Kelly Jones is the author of Unusual Chickens for the Exceptional Poultry Farmer, a novel for children, and the forthcoming Murder, Magic, and What We Wore, a historical novel for young adults. She lives near Seattle.
Q: How did you come up with the idea for Unusual Chickens for the Exceptional Poultry Farmer, and for your main character, Sophie?
A: Unusual Chickens began as my notes on chicken-keeping, mixed with my lists of the superpowers I though my own new chickens would choose, if they could pick one. Running faster than the other chickens, hiding from things that looked scary, etc.
Then I wondered who would be taking care of these chickens? What if it was someone new to chicken-keeping, like me -- and someone who didn't already have the connections that would make this easier? That's when Sophie Brown came into my head, ready to tell her story.
Q: The book is written in the form of letters. Why did you decide on that format?
A: It wasn't so much a deliberate decision as the way the story came out. That said, I've always adored epistolary novels (the Sorcery & Cecelia novels by Patricia Wrede and Caroline Stevermer have been favorites for decades!), and when I was Sophie's age, my cousin in Australia was my pen pal. So I suppose it came naturally.
Q: Do you usually know how your novels will end before you start writing them, or do you make many changes along the way?
A: I rarely know what will happen, and I change plot things all the time! However, I usually know a fair amount about the protagonist, and that person's core personality rarely changes.
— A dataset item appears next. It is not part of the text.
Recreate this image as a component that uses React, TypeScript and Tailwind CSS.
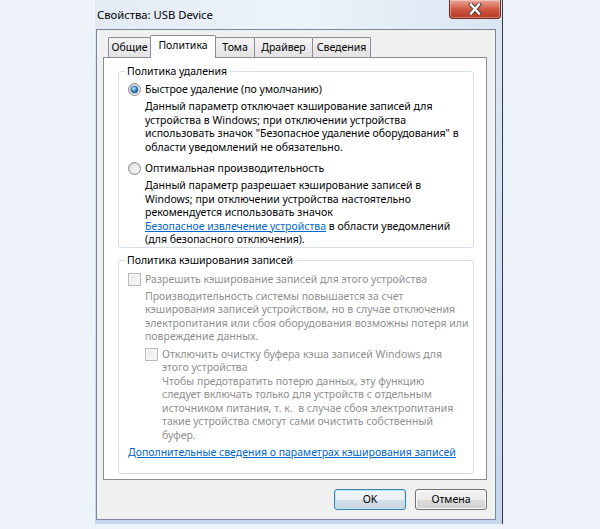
import type { ReactNode } from "react";

const GRAY = "text-[#8f8f8f]";

function RadioMark({ id, checked }: { id: string; checked?: boolean }) {
  return (
    <svg width="13" height="13" viewBox="0 0 13 13" className="shrink-0">
      <defs>
        <linearGradient id={`${id}-ring`} x1="0" y1="0" x2="1" y2="1">
          <stop offset="0" stopColor="#c9c9c9" />
          <stop offset="1" stopColor="#fbfbfb" />
        </linearGradient>
        <radialGradient id={`${id}-dot`} cx="0.4" cy="0.35" r="0.75">
          <stop offset="0" stopColor="#c4f0ff" />
          <stop offset="0.45" stopColor="#3f94d4" />
          <stop offset="1" stopColor="#123f7a" />
        </radialGradient>
      </defs>
      <circle cx="6.5" cy="6.5" r="6" fill={`url(#${id}-ring)`} stroke="#8a8a8a" strokeWidth="1" />
      <circle cx="6.5" cy="6.5" r="4.2" fill="#f4f4f4" opacity="0.6" />
      {checked && <circle cx="6.5" cy="6.5" r="3.6" fill={`url(#${id}-dot)`} stroke="#1c4f86" strokeWidth="0.5" />}
    </svg>
  );
}

function CheckMark() {
  return (
    <span className="block w-[13px] h-[13px] shrink-0 border border-[#b9b9b9] bg-[#f4f4f4] p-[2px]">
      <span className="block w-full h-full bg-gradient-to-br from-[#e6e6e6] to-[#fafafa]" />
    </span>
  );
}

function Lines({ lines, className = "" }: { lines: ReactNode[]; className?: string }) {
  return (
    <div className={className}>
      {lines.map((l, i) => (
        <div key={i} className="whitespace-pre">{l}</div>
      ))}
    </div>
  );
}

function Group({ title, children, className = "" }: { title: string; children: ReactNode; className?: string }) {
  return (
    <fieldset className={`min-w-0 border border-[#d5dfe5] rounded-[3px] ${className}`}>
      <legend className="ml-[6px] px-[2px] leading-[13.5px] text-black">{title}</legend>
      {children}
    </fieldset>
  );
}

function Tab({ label, active, w, first }: { label: string; active?: boolean; w: string; first?: boolean }) {
  if (active) {
    return (
      <div className={`relative z-10 ${w} h-[23px] -mb-px -ml-px bg-white border border-b-0 border-[#898c95] rounded-t-[2px] flex justify-center pt-[3px]`}>
        {label}
      </div>
    );
  }
  return (
    <div className={`${w} h-[20px] ${first ? "" : "-ml-px"} border border-b-0 border-[#898c95] rounded-t-[2px] bg-gradient-to-b from-[#f4f4f4] to-[#e3e3e3] flex justify-center pt-[3px]`}>
      {label}
    </div>
  );
}

function CloseButton() {
  return (
    <div className="mr-px w-[52px] h-[19px] rounded-b-[4px] border border-t-0 border-[#6b2a22] bg-gradient-to-b from-[#e9a899] via-[#cf5a45] to-[#b8371f] shadow-[inset_0_0_0_1px_rgba(255,255,255,0.35)] flex items-center justify-center">
      <svg width="14" height="12" viewBox="0 0 14 12">
        <path d="M3 1.5 L11 10.5 M11 1.5 L3 10.5" stroke="#4a3a38" strokeWidth="4.2" strokeLinecap="square" />
        <path d="M3 1.5 L11 10.5 M11 1.5 L3 10.5" stroke="#ffffff" strokeWidth="2.4" strokeLinecap="square" />
      </svg>
    </div>
  );
}

function Button({ label, primary }: { label: string; primary?: boolean }) {
  return (
    <div
      className={`w-[72px] h-[21px] rounded-[3px] border flex items-center justify-center ${
        primary
          ? "border-[#3c7fb1] shadow-[inset_0_0_0_1px_#b6e4f8] bg-[linear-gradient(#f2f6f9_0%,#e9eff3_50%,#d4e0e8_50%,#c9d7e1_100%)]"
          : "border-[#707070] shadow-[inset_0_0_0_1px_#fbfbfb] bg-[linear-gradient(#f2f2f2_0%,#ebebeb_50%,#dddddd_50%,#cfcfcf_100%)]"
      }`}
    >
      {label}
    </div>
  );
}

export default function App() {
  return (
    <div className="w-[600px] h-[529px] overflow-hidden bg-[#eef3fa] font-['Noto_Sans',sans-serif] text-[10.5px] leading-[13.5px] text-black">
      <div className="ml-[95px] w-[408px] h-[524px] flex flex-col border-r border-[#343b46] bg-gradient-to-b from-[#dde8f5] to-[#c4d7ee]">
        {/* caption */}
        <div className="h-[29px] flex items-start justify-between bg-gradient-to-r from-[#e3ebf5] via-[#edf3fa] to-[#dae5f2]">
          <span className="pl-[2px] pt-[7px] text-[11.25px] leading-[16px]">Свойства: USB Device</span>
          <CloseButton />
        </div>

        {/* client area */}
        <div className="ml-px mr-[6px] mb-[4px] flex-1 border border-[#7b8798] bg-[#f0f0f0] flex flex-col">
          <div className="mt-[5px] ml-[6px] h-[22px] pl-[5px] flex items-end">
            <Tab label="Общие" w="w-[43px]" first />
            <Tab label="Политика" w="w-[66px]" active />
            <Tab label="Тома" w="w-[40px]" />
            <Tab label="Драйвер" w="w-[59px]" />
            <Tab label="Сведения" w="w-[59px]" />
          </div>

          <div className="ml-[6px] w-[384px] h-[423px] border border-[#898c95] bg-white pl-[14px] pr-[12px] pt-[7px]">
            <Group title="Политика удаления">
              <div className="pl-[9px] pt-[4.5px]">
                <div className="flex items-center gap-[4px] h-[13.5px]">
                  <RadioMark id="fast" checked />
                  <span>Быстрое удаление (по умолчанию)</span>
                </div>
                <Lines
                  className="ml-[17px] mt-[3.5px]"
                  lines={[
                    "Данный параметр отключает кэширование записей для",
                    "устройства в Windows; при отключении устройства",
                    "использовать значок \"Безопасное удаление оборудования\" в",
                    "области уведомлений не обязательно.",
                  ]}
                />
                <div className="mt-[8px] flex items-center gap-[4px] h-[13.5px]">
                  <RadioMark id="perf" />
                  <span>Оптимальная производительность</span>
                </div>
                <Lines
                  className="ml-[17px] mt-[3.5px]"
                  lines={[
                    "Данный параметр разрешает кэширование записей в",
                    "Windows; при отключении устройства настоятельно",
                    "рекомендуется использовать значок",
                    <>
                      <span className="text-[#0066cc] underline">Безопасное извлечение устройства</span> в области уведомлений
                    </>,
                    "(для безопасного отключения).",
                  ]}
                />
              </div>
            </Group>

            <Group title="Политика кэширования записей" className={`mt-[6px] ${GRAY}`}>
              <div className="pl-[9px] pt-[5.5px] pb-[14px]">
                <div className="flex items-center gap-[4px] h-[13.5px]">
                  <CheckMark />
                  <span>Разрешить кэширование записей для этого устройства</span>
                </div>
                <Lines
                  className="ml-[17px] mt-[3.5px]"
                  lines={[
                    "Производительность системы повышается за счет",
                    "кэширования записей устройством, но в случае отключения",
                    "электропитания или сбоя оборудования возможны потеря или",
                    "повреждение данных.",
                  ]}
                />
                <div className="ml-[17px] mt-[4px] flex items-start gap-[4px]">
                  <CheckMark />
                  <Lines
                    lines={[
                      "Отключить очистку буфера кэша записей Windows для",
                      "этого устройства",
                      "Чтобы предотвратить потерю данных, эту функцию",
                      "следует включать только для устройств с отдельным",
                      "источником питания, т. к.  в случае сбоя электропитания",
                      "такие устройства смогут сами очистить собственный",
                      "буфер.",
                    ]}
                  />
                </div>
                <div className="mt-[3.5px] text-[#0066cc] underline whitespace-nowrap">
                  Дополнительные сведения о параметрах кэширования записей
                </div>
              </div>
            </Group>
          </div>

          <div className="mt-[9px] pr-[8px] flex justify-end gap-[9px]">
            <Button label="OK" primary />
            <Button label="Отмена" />
          </div>
        </div>
      </div>
    </div>
  );
}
It's her wants and needs and strengths and challenges that shape the rest of the book.
Q: You have a new novel coming out later this year, a historical novel this time. Did you need to do much research, and was your writing process similar this time?
A: My second novel, Murder, Magic, and What We Wore, is a completely rewritten idea I've been working on for years. That said -- I still didn't know what would happen in this version! So I guess it was still an exploration, just like Unusual Chickens. As I get to know my characters better, the plot changes to fit them.
I try to separate my research time from my writing time by making notes in brackets when I run into things I need to look up, such as [what do people in 1818 eat for breakfast?] and filling them in later. It helps me focus my research on the details I need most -- and there are a lot of them!
Then, the process comes full circle when I find an amazing detail or real person that absolutely fits this book and needs to find a spot.
Q: What are you working on now?
A: A super-secret project for 2018 that I hope to announce soon! I can't tell you what it is yet, but I'm excited!
Q: Anything else we should know?
A: Just that I'd never have made it this far without the wonderful librarians, booksellers, teachers, and readers who've spread the word about my books. Do me a favor, and tell someone about one of your favorite books today!